The Citizenship Amendment Bill was on Tuesday passed in the Lok Sabha after the Congress and Trinamool Congress staged a walkout. The bill was tabled earlier in the day by Union Home Minister Rajnath Singh. Introducing the bill in Parliament, Singh said that it is important for safeguarding the interests of the people. 

Moving the Bill, the Minister clarified that the Act is not confined to Assam and will apply to all states and Union Territories. The beneficiaries of the Bill can reside in any state of the country.

"Assam alone would not have to bear the entire burden and Government is committed to give all help to the state government and people of Assam. The burden of these persecuted migrants will be shared by the whole country," the Home Minister said.

Dispelling the misgivings about Citizenship Amendment Act, Rajnath highlighted the discrimination and religious persecution faced by these communities in these countries. "They have no place to go to, except India. The Act will provide relief to persecuted migrants who have come through western borders of the country to States like Gujarat, Rajasthan, Delhi, Madhya Pradesh and other States," he added.

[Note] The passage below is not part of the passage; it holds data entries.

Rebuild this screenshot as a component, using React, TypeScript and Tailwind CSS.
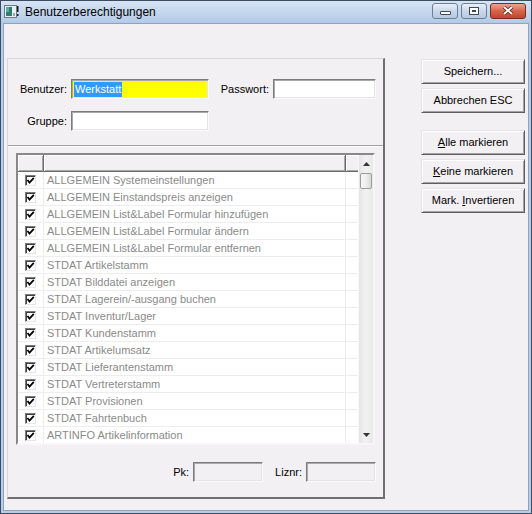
import React from "react";

const rows = [
  "ALLGEMEIN Systemeinstellungen",
  "ALLGEMEIN Einstandspreis anzeigen",
  "ALLGEMEIN List&Label Formular hinzufügen",
  "ALLGEMEIN List&Label Formular ändern",
  "ALLGEMEIN List&Label Formular entfernen",
  "STDAT Artikelstamm",
  "STDAT Bilddatei anzeigen",
  "STDAT Lagerein/-ausgang buchen",
  "STDAT Inventur/Lager",
  "STDAT Kundenstamm",
  "STDAT Artikelumsatz",
  "STDAT Lieferantenstamm",
  "STDAT Vertreterstamm",
  "STDAT Provisionen",
  "STDAT Fahrtenbuch",
  "ARTINFO Artikelinformation",
];

function Check() {
  return (
    <div className="w-[11px] h-[11px] border border-t-[#7a7a7a] border-l-[#7a7a7a] border-r-[#e6e6e6] border-b-[#e6e6e6] bg-white shadow-[inset_1px_1px_0_#3f3f3f] flex items-center justify-center">
      <svg width="9" height="9" viewBox="0 0 9 9">
        <path d="M1.5 4 L3.5 6.5 L7.8 1.8" stroke="#000" strokeWidth="1.8" fill="none" />
      </svg>
    </div>
  );
}

function Btn({ children }: { children: React.ReactNode }) {
  return (
    <div className="w-[104px] h-[25px] flex items-center justify-center bg-[#f3f0f3] border border-t-[#e6e3e6] border-l-[#e6e3e6] border-r-[#5e5e5e] border-b-[#5e5e5e] shadow-[inset_1px_1px_0_#ffffff,inset_-1px_-1px_0_#a3a3a3] text-[11px] text-black">
      {children}
    </div>
  );
}

function Input({ w, bg, children }: { w: string; bg: string; children?: React.ReactNode }) {
  return (
    <div
      className={`${w} ${bg} h-[20px] border border-t-[#7c7c7c] border-l-[#7c7c7c] border-r-[#fbfbfb] border-b-[#fbfbfb] shadow-[inset_1px_1px_0_#a9a9a9,inset_-1px_-1px_0_#e4e4e4] flex items-center px-[2px]`}
    >
      {children}
    </div>
  );
}

export default function App() {
  return (
    <div
      className="w-[532px] h-[514px] flex flex-col bg-[#b7cde9] border border-[#3b4c61] overflow-hidden"
      style={{ fontFamily: '"Liberation Sans", Arial, sans-serif' }}
    >
      {/* Title bar */}
      <div className="h-[22px] flex items-center bg-gradient-to-b from-[#d6e4f4] to-[#b3cae7] relative">
        <div className="ml-[3px] w-[16px] h-[14px] flex items-center">
          <svg width="16" height="14" viewBox="0 0 16 14">
            <rect x="0.5" y="0.5" width="12" height="12" fill="#e8eef2" stroke="#6b7a88" />
            <rect x="2" y="2" width="6" height="9" fill="#2f7f6e" />
            <rect x="2" y="2" width="3" height="5" fill="#5ab0a0" />
            <rect x="9" y="8" width="2" height="3" fill="#9aa6b0" />
            <rect x="13" y="1" width="1.5" height="6" fill="#1c1c1c" />
            <rect x="13" y="9" width="1.5" height="2" fill="#1c1c1c" />
          </svg>
        </div>
        <div className="ml-[5px] text-[12px] text-black">Benutzerberechtigungen</div>
        <div className="ml-auto mr-[5px] flex items-center gap-[3px] mt-[-3px]">
          <div className="w-[26px] h-[16px] rounded-[3px] border border-[#6d7f97] bg-gradient-to-b from-[#e9f0f8] via-[#c9d7ea] to-[#b5c8e2] flex items-center justify-center">
            <div className="w-[11px] h-[4px] mt-[5px] bg-white border border-[#3d4a5a] rounded-[1px]" />
          </div>
          <div className="w-[26px] h-[16px] rounded-[3px] border border-[#6d7f97] bg-gradient-to-b from-[#e9f0f8] via-[#c9d7ea] to-[#b5c8e2] flex items-center justify-center">
            <div className="w-[10px] h-[8px] border border-[#3d4a5a] bg-white flex items-center justify-center">
              <div className="w-[4px] h-[2px] bg-[#3d4a5a]" />
            </div>
          </div>
          <div className="w-[36px] h-[16px] rounded-[3px] border border-[#7a2c1f] bg-gradient-to-b from-[#e8a593] via-[#d5644b] to-[#c2442b] flex items-center justify-center">
            <svg width="12" height="9" viewBox="0 0 12 9">
              <path d="M2 1 L10 8 M10 1 L2 8" stroke="#5a1a10" strokeWidth="3.4" />
              <path d="M2 1 L10 8 M10 1 L2 8" stroke="#fff" strokeWidth="2" />
            </svg>
          </div>
        </div>
      </div>

      {/* Body */}
      <div className="flex-1 mx-[2px] mb-[2px] bg-[#f3f0f3] border border-[#8da2bd] flex items-start">
        {/* Left panel */}
        <div className="mt-[34px] ml-[3px] w-[378px] h-[441px] border-t border-l border-r-2 border-b-2 border-t-[#d9d6d9] border-l-[#d9d6d9] border-r-[#6f6f6f] border-b-[#6f6f6f] flex flex-col">
          <div className="mt-[20px] flex items-center h-[20px] text-[11px] text-black">
            <div className="w-[59px] text-right">Benutzer:</div>
            <div className="ml-[4px]">
              <Input w="w-[138px]" bg="bg-[#ffff00]">
                <span className="bg-[#3399ff] text-white leading-[15px] px-[1px]">Werkstatt</span>
              </Input>
            </div>
            <div className="w-[60px] text-right">Passwort:</div>
            <div className="ml-[4px]">
              <Input w="w-[103px]" bg="bg-white" />
            </div>
          </div>
          <div className="mt-[12px] flex items-center h-[20px] text-[11px] text-black">
            <div className="w-[59px] text-right">Gruppe:</div>
            <div className="ml-[4px]">
              <Input w="w-[138px]" bg="bg-white" />
            </div>
          </div>
          <div className="mt-[14px] h-[2px] border-t border-b border-t-[#a3a0a3] border-b-white" />

          {/* List */}
          <div className="mt-[6px] ml-[8px] w-[359px] h-[292px] border-2 border-t-[#888888] border-l-[#888888] border-r-[#f7f7f7] border-b-[#f7f7f7] flex overflow-hidden">
            <div className="flex-1 flex flex-col overflow-hidden">
              <div className="h-[17px] flex shrink-0 bg-[#f3f0f3]">
                <div className="w-[26px] h-full border-r border-b border-[#6a6a6a] shadow-[inset_1px_1px_0_#ffffff,inset_-1px_-1px_0_#a8a8a8]" />
                <div className="w-[302px] h-full border-r border-b border-[#6a6a6a] shadow-[inset_1px_1px_0_#ffffff,inset_-1px_-1px_0_#a8a8a8]" />
                <div className="flex-1 h-full border-b border-[#6a6a6a] shadow-[inset_1px_1px_0_#ffffff,inset_0_-1px_0_#a8a8a8]" />
              </div>
              <div className="flex-1 bg-white overflow-hidden">
                {rows.map((r) => (
                  <div key={r} className="h-[17px] flex border-b border-[#ededed]">
                    <div className="w-[26px] border-r border-[#ededed] flex items-center justify-center">
                      <Check />
                    </div>
                    <div className="w-[302px] border-r border-[#ededed] pl-[3px] flex items-center text-[11px] text-[#8a8a8a] whitespace-nowrap">
                      {r}
                    </div>
                    <div className="flex-1" />
                  </div>
                ))}
              </div>
            </div>
            {/* Scrollbar */}
            <div className="w-[15px] flex flex-col bg-gradient-to-r from-[#e6e4e6] via-[#f3f2f3] to-[#e9e8e9] border-l border-[#f8f8f8]">
              <div className="h-[17px] flex items-center justify-center shrink-0">
                <svg width="7" height="4" viewBox="0 0 7 4">
                  <path d="M0 4 L3.5 0 L7 4 Z" fill="#333" />
                </svg>
              </div>
              <div className="mt-[1px] mx-[1px] h-[16px] rounded-[2px] border border-[#9c9c9c] bg-gradient-to-r from-[#f7f7f7] via-[#eeeeee] to-[#d9d9d9]" />
              <div className="flex-1" />
              <div className="h-[17px] flex items-center justify-center shrink-0">
                <svg width="7" height="4" viewBox="0 0 7 4">
                  <path d="M0 0 L7 0 L3.5 4 Z" fill="#333" />
                </svg>
              </div>
            </div>
          </div>

          {/* Bottom fields */}
          <div className="mt-[17px] pr-[7px] flex justify-end items-center h-[20px] text-[11px] text-black">
            <div>Pk:</div>
            <div className="ml-[4px]">
              <Input w="w-[70px]" bg="bg-[#f3f0f3]" />
            </div>
            <div className="ml-[12px]">Liznr:</div>
            <div className="ml-[4px]">
              <Input w="w-[70px]" bg="bg-[#f3f0f3]" />
            </div>
          </div>
        </div>

        {/* Right buttons */}
        <div className="mt-[35px] ml-[36px] flex flex-col">
          <Btn>Speichern...</Btn>
          <div className="mt-[4px]">
            <Btn>Abbrechen ESC</Btn>
          </div>
          <div className="mt-[17px]">
            <Btn>
              <span>
                <u>A</u>lle markieren
              </span>
            </Btn>
          </div>
          <div className="mt-[4px]">
            <Btn>
              <span>
                <u>K</u>eine markieren
              </span>
            </Btn>
          </div>
          <div className="mt-[4px]">
            <Btn>
              <span>
                Mark. <u>I</u>nvertieren
              </span>
            </Btn>
          </div>
        </div>
      </div>
    </div>
  );
}
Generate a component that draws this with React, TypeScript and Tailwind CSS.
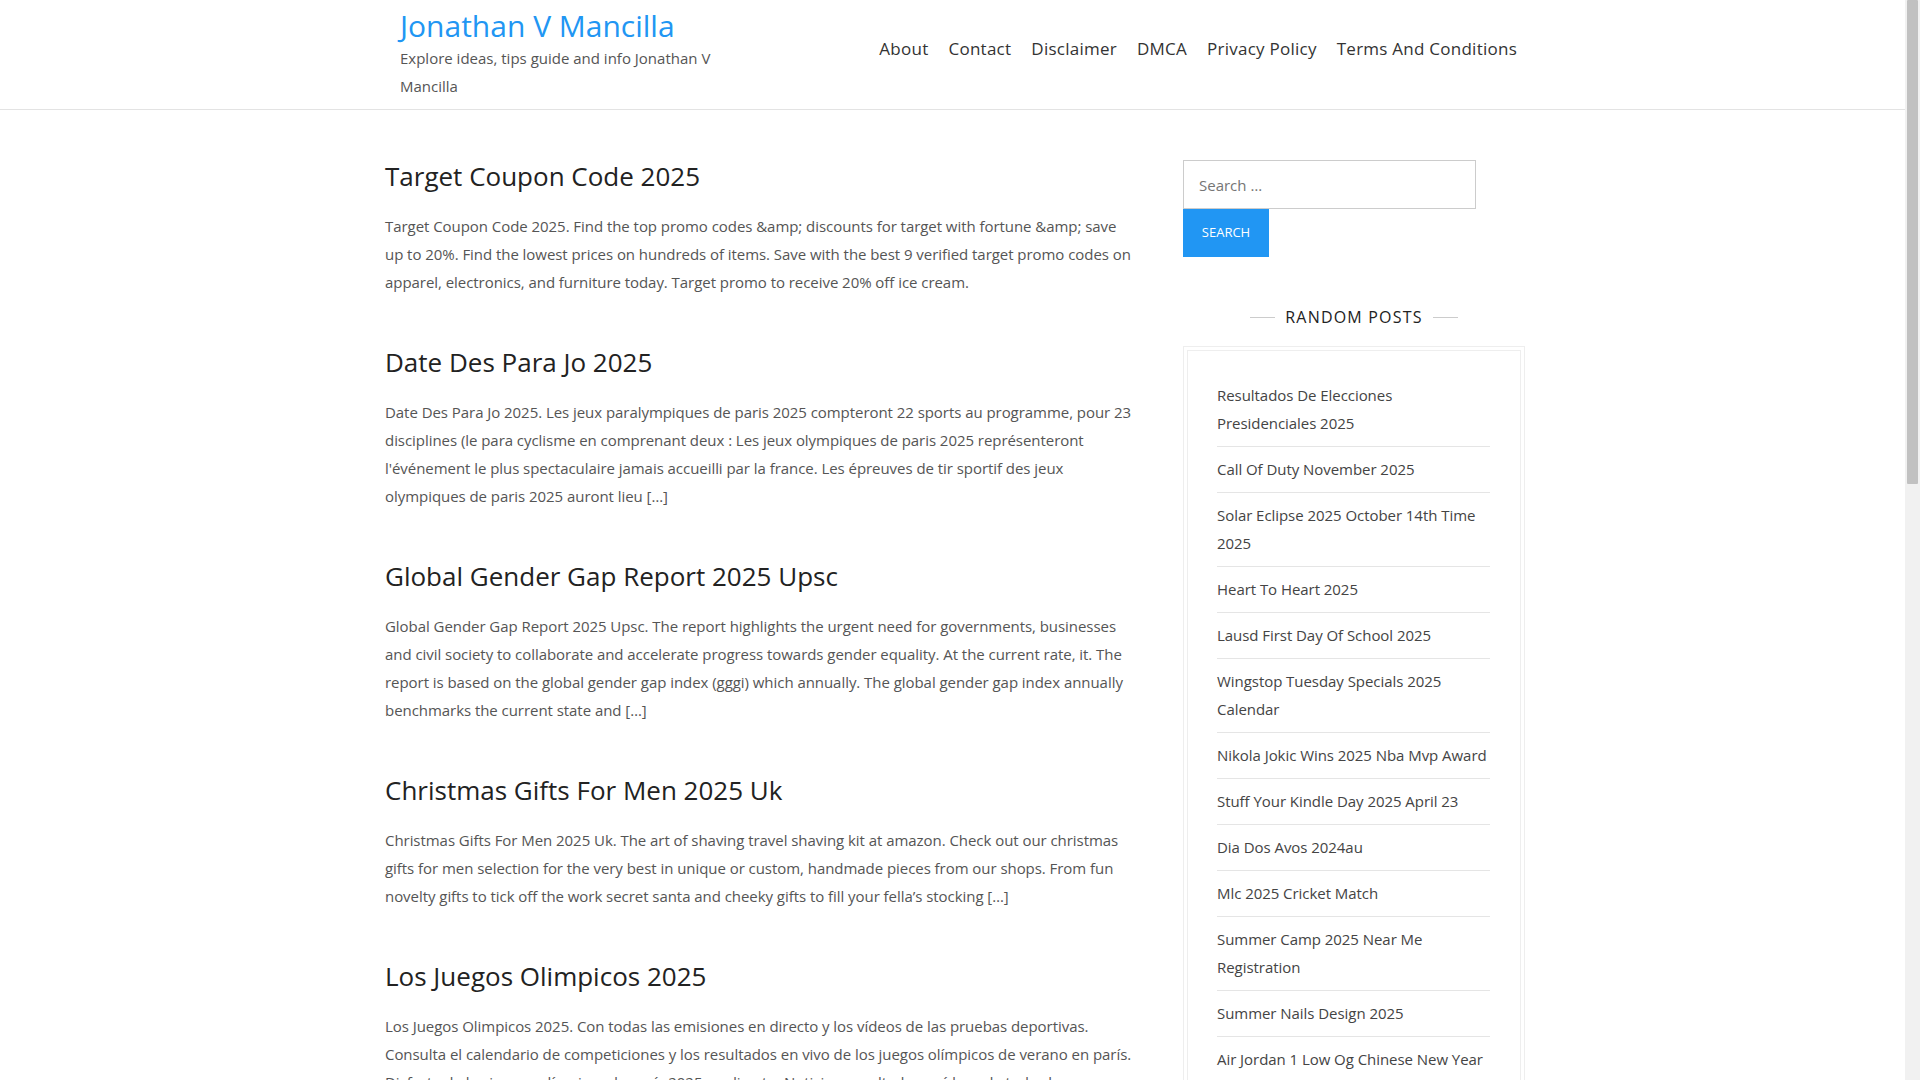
const FONT = { fontFamily: '"Open Sans", "Noto Sans", Arial, sans-serif' };

const NAV = ["About", "Contact", "Disclaimer", "DMCA", "Privacy Policy", "Terms And Conditions"];

const POSTS = [
  {
    title: "Target Coupon Code 2025",
    body: "Target Coupon Code 2025. Find the top promo codes &amp; discounts for target with fortune &amp; save up to 20%. Find the lowest prices on hundreds of items. Save with the best 9 verified target promo codes on apparel, electronics, and furniture today. Target promo to receive 20% off ice cream.",
  },
  {
    title: "Date Des Para Jo 2025",
    body: "Date Des Para Jo 2025. Les jeux paralympiques de paris 2025 compteront 22 sports au programme, pour 23 disciplines (le para cyclisme en comprenant deux : Les jeux olympiques de paris 2025 représenteront l'événement le plus spectaculaire jamais accueilli par la france. Les épreuves de tir sportif des jeux olympiques de paris 2025 auront lieu […]",
  },
  {
    title: "Global Gender Gap Report 2025 Upsc",
    body: "Global Gender Gap Report 2025 Upsc. The report highlights the urgent need for governments, businesses and civil society to collaborate and accelerate progress towards gender equality. At the current rate, it. The report is based on the global gender gap index (gggi) which annually. The global gender gap index annually benchmarks the current state and […]",
  },
  {
    title: "Christmas Gifts For Men 2025 Uk",
    body: "Christmas Gifts For Men 2025 Uk. The art of shaving travel shaving kit at amazon. Check out our christmas gifts for men selection for the very best in unique or custom, handmade pieces from our shops. From fun novelty gifts to tick off the work secret santa and cheeky gifts to fill your fella’s stocking […]",
  },
  {
    title: "Los Juegos Olimpicos 2025",
    body: "Los Juegos Olimpicos 2025. Con todas las emisiones en directo y los vídeos de las pruebas deportivas. Consulta el calendario de competiciones y los resultados en vivo de los juegos olímpicos de verano en parís. Disfruta de los juegos olímpicos de parís 2025 en directo. Noticias, resultados y vídeos de todas las disciplinas […]",
  },
];

const RANDOM = [
  "Resultados De Elecciones Presidenciales 2025",
  "Call Of Duty November 2025",
  "Solar Eclipse 2025 October 14th Time 2025",
  "Heart To Heart 2025",
  "Lausd First Day Of School 2025",
  "Wingstop Tuesday Specials 2025 Calendar",
  "Nikola Jokic Wins 2025 Nba Mvp Award",
  "Stuff Your Kindle Day 2025 April 23",
  "Dia Dos Avos 2024au",
  "Mlc 2025 Cricket Match",
  "Summer Camp 2025 Near Me Registration",
  "Summer Nails Design 2025",
  "Air Jordan 1 Low Og Chinese New Year",
  "Ramadan 2025 Calendar Dubai",
];

export default function App() {
  return (
    <div className="min-h-screen w-[1910px] bg-white text-[#555]" style={FONT}>
      <header className="border-b border-[#e3e3e3]">
        <div className="mx-auto flex w-[1140px] items-start">
          <div className="w-[332px] pl-[15px] pt-[8px] pb-[9px]">
            <a className="block text-[30px] font-medium leading-[36px] text-[#2196f3]">
              Jonathan V Mancilla
            </a>
            <p className="text-[15px] leading-[28px] text-[#555]">
              Explore ideas, tips guide and info Jonathan V Mancilla
            </p>
          </div>
          <nav className="ml-auto flex gap-[20px] pr-[8px] pt-[37px]">
            {NAV.map((item) => (
              <a key={item} className="text-[17px] font-medium leading-[24px] tracking-[0.25px] text-[#333]">
                {item}
              </a>
            ))}
          </nav>
        </div>
      </header>

      <div className="mx-auto flex w-[1140px]">
        <main className="w-[750px] pt-[50px]">
          {POSTS.map((post) => (
            <article key={post.title} className="mb-[50px]">
              <h2 className="text-[26px] font-medium leading-[32px] text-[#222]">{post.title}</h2>
              <p className="mt-[20px] text-[15px] leading-[28px] tracking-[-0.05px] text-[#555]">{post.body}</p>
            </article>
          ))}
        </main>

        <aside className="ml-auto w-[342px] pt-[50px]">
          <form className="flex flex-col items-start">
            <input
              type="search"
              placeholder="Search …"
              className="h-[49px] w-[293px] border border-[#ccc] px-[15px] text-[15px] text-[#555] outline-none placeholder:text-[#757575]"
              style={FONT}
            />
            <button
              type="button"
              className="h-[48px] w-[86px] bg-[#2196f3] text-[13px] font-medium uppercase text-white"
              style={FONT}
            >
              Search
            </button>
          </form>

          <div className="mt-[46px] flex items-center justify-center gap-[10px]">
            <span className="h-px w-[25px] bg-[#ccc]" />
            <h3 className="text-[16px] font-medium uppercase leading-[28px] tracking-[1.2px] text-[#222]">
              Random Posts
            </h3>
            <span className="h-px w-[25px] bg-[#ccc]" />
          </div>

          <div className="mt-[15px] border border-[#eee] p-[3px]">
            <ul className="border border-[#eee] pl-[29px] pr-[30px] pt-[22px] pb-[20px]">
              {RANDOM.map((item) => (
                <li
                  key={item}
                  className="border-b border-[#e5e5e5] pt-2 pb-[9px] text-[15px] leading-[28px] tracking-[-0.05px] text-[#444]"
                >
                  <a>{item}</a>
                </li>
              ))}
            </ul>
          </div>
        </aside>
      </div>

      {/* page scrollbar, as in the screenshot */}
      <div className="fixed right-0 top-0 h-screen w-[15px] bg-[#f1f1f1]">
        <div className="mx-[2px] h-[484px] rounded-[1px] bg-[#c1c1c1]" />
      </div>
    </div>
  );
}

Rajnath assured that the government is committed towards NRC and asserted that there will be no discrimination towards anyone. "All the necessary steps will be taken to deal with illegal migrants," he added. He said they have an approval for a high-level committee which will hold discussions with all stakeholders before giving recommendations in six months.

Opposing the Bill, the TMC said that it should be made secular. "Muslims are not included among the six religions mentioned in the bill. Make it secular. Anyone who comes out of religious persecution should be included if they seek asylum in India," TMC leader Saugata Roy said, urging the Speaker to intervene. 

It has been passed at a time when there are protests being held across the north east against the controversial bill. Even the BJP-backed Conrad Sangma government in Meghalaya had said that it will stick to its stand to oppose the controversial Bill.

The Citizenship (Amendment) Bill, 2016 aims to amend the Citizenship Act, 1955 to grant Indian citizenship to those Hindus, Sikhs, Buddhists, Jains, Parsis and Christians who fled religious persecution in Bangladesh, Pakistan and Afghanistan and entered India before December 31, 2014.